If $t^* \geq 0$, the problem is infeasible; otherwise, the problem is feasible.

⚠️ Known issue: It seems that findFeasible() will fail if the feasible set is unbounded but works fine when the problem is infeasible.

Inputs

prec: arithemetic precision in base-10, which is equivalent to

setprecision(prec, base = 10)

The default value of the global variable T is BigFloat, which supports arbitrary precision arithmetic.

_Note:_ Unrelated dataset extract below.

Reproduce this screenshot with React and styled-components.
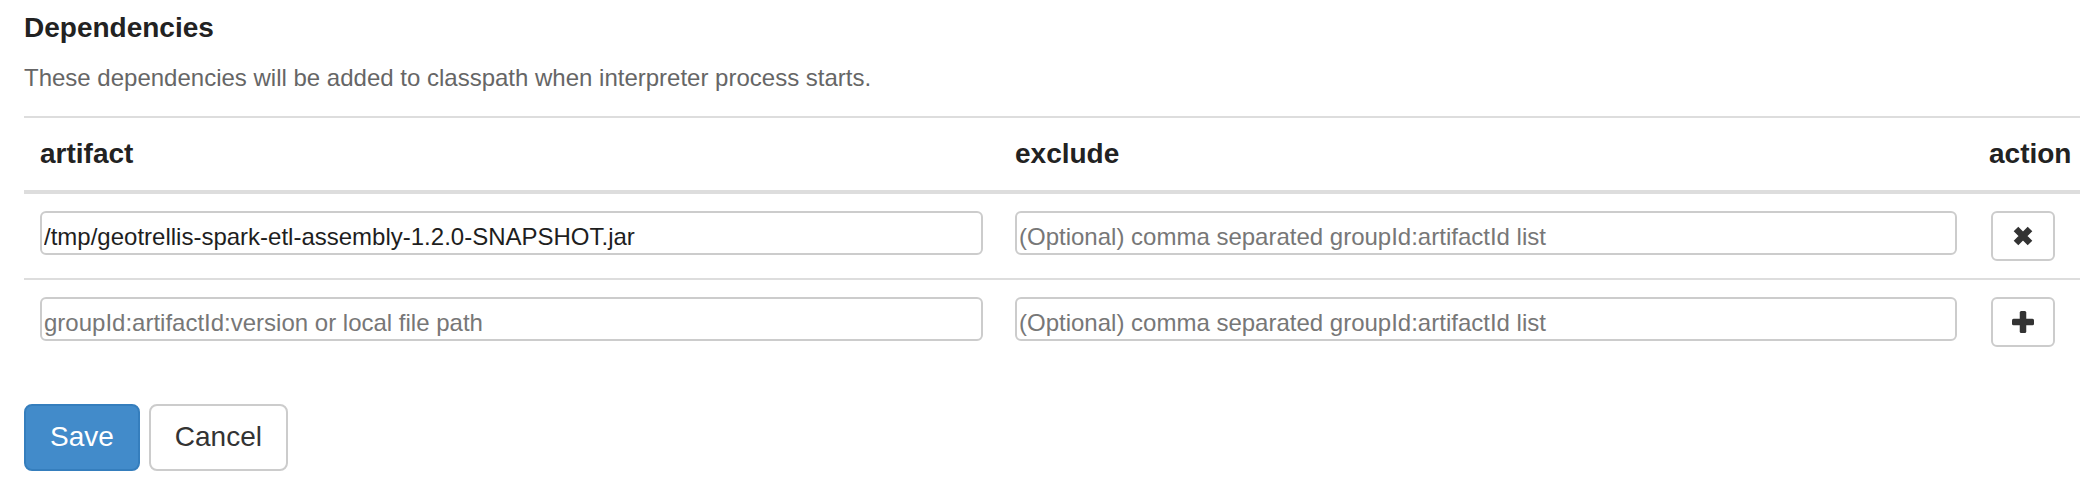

If accuracy is not a concern, the user can manually set T to other arithmetic types for improved performance, say Float64:

setArithmeticType(Float64)

c: $m$-element Vector{T}

A: $L$-element Vector{Array{T, 3}}

C: $L$-element Vector{Matrix{T}}

B: $m$ x $n$ Matrix{T}

b: $n$-element Vector{T}

β: factor of reduction in μ in each step

Ωp and Ωd are initial values for the matrices X and Y: $X = Ω_p I, Y = Ω_d I$

mode: can be either "opt" or "feas".

The iteration terminates if any of the following occurs:

• The function sdp() is used, and the duality gap, primal infeasibility, and dual infeasibility are below ϵ_gap, ϵ_primal, and ϵ_dual, respectively.
• The function findFeasible() is used, and the primal/dual infeasibilities reach their thresholds, with a certificate of $t^* > 0$ or $t^* < 0$ found.
• The number of iteration exceeds iterMax.

Outputs

The function sdp() returns a dictionary with the following keys:

• "x": value of the variable x
• "X": value of the variable X
• "y": value of the variable y
• "Y": value of the variable Y
• "pObj": value of the primal objective function
• "dObj": value of the dual objective fucntion
• "status": reports the status of optimization. Can be either
  • "Optimal"
  • "Feasible"
  • "Infeasible"
  • "Cannot reach optimality (feasibility) within iterMax iterations."